TerrorismFoiled terrorist plot targeted Colombia's president

Published 9 April 2019

The Colombian government said that armed groups were plotting an attack against President Ivan Duque. The attorney general said the alleged scheme involved “a high-precision weapon.” The Colombian authorities are investigating the militant plan to target Duque during a scheduled meeting with indigenous communities on Tuesday.

The Colombian government said that armed groups were plotting an attack against President Ivan Duque. The attorney general said the alleged scheme involved “a high-precision weapon.”

The Colombian authorities are investigating the militant plan to target Duque during a scheduled meeting with indigenous communities on Tuesday.

We have reliable information that … some armed organized groups, which have infiltrated this social and indigenous movement, would like to carry out a terrorist act that could affect the safety of the president himself,” Attorney General Nestor Martinez said.

Members of the indigenous community have been protesting for weeks in the country’s southwest, calling on the government to help them protect their land and sovereignty rights.

Euronews reports that Tuesday’s planned meeting between Duque and indigenous representatives aimed to bring the demonstrations to an end. The government agreed on Saturday to invest more than $250 million in indigenous communities.

The protests came to be known as “minga” protests, seeing thousands of indigenous people blockading the Pan-American highway in the state of Cauca, leading to food and fuel shortages in some cities and costing the country millions.

The attorney general said authorities had launched a criminal investigation after intelligence gathered “several weeks ago” showed armed groups had infiltrated the minga movement. He did not say whether any alleged conspirators had been arrested.

The prosecutor added that authorities had “electronic evidence” and “testimony from reliable sources,” including information about “a high-precision weapon.”

Defense Minister Guillermo Botero told journalists early Tuesday that Duque’s meeting in the southwestern town of Caldono would go ahead, despite the uncovered plot, but that the location would be decided by the president’s security staff.

Separately, Duque suffered a political defeat when Colombia’s lower house on Monday rejected his proposed changes to a special tribunal tasked with trying former rebels and military officials for war crimes.

The tribunal was created to help implement the 2016 peace deal between the government and rebels from the Marxist Revolutionary Armed Forces of Colombia (FARC) after five decades of conflict.
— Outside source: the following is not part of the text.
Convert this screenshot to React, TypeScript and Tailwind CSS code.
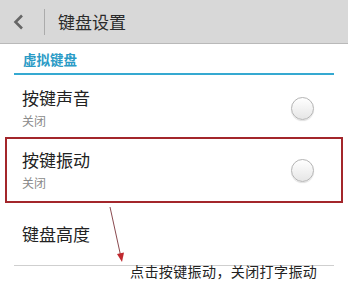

Duque’s political mentor is former president Alvaro Uribe, a bitter opponent of the government’s peace deal with FARC. Duque wanted to modify the court, complaining it is too lenient on former guerrillas. His proposed changes, which include toughening the rules on the sentencing of war crimes and facilitating the extradition of former rebels, are now unlikely to be approved. Duque won the election for the presidency by a comfortable margin, but in the parliamentary elections, held two months before the parliamentary election, his party’s performance was less impressive. As a result, his governing coalition holds fewer than half the seats in the lower house. Critics argued that Duque’s real plan was to derail the peace process, because he, Uribe, and their supporters believe it was too generous to the FARC.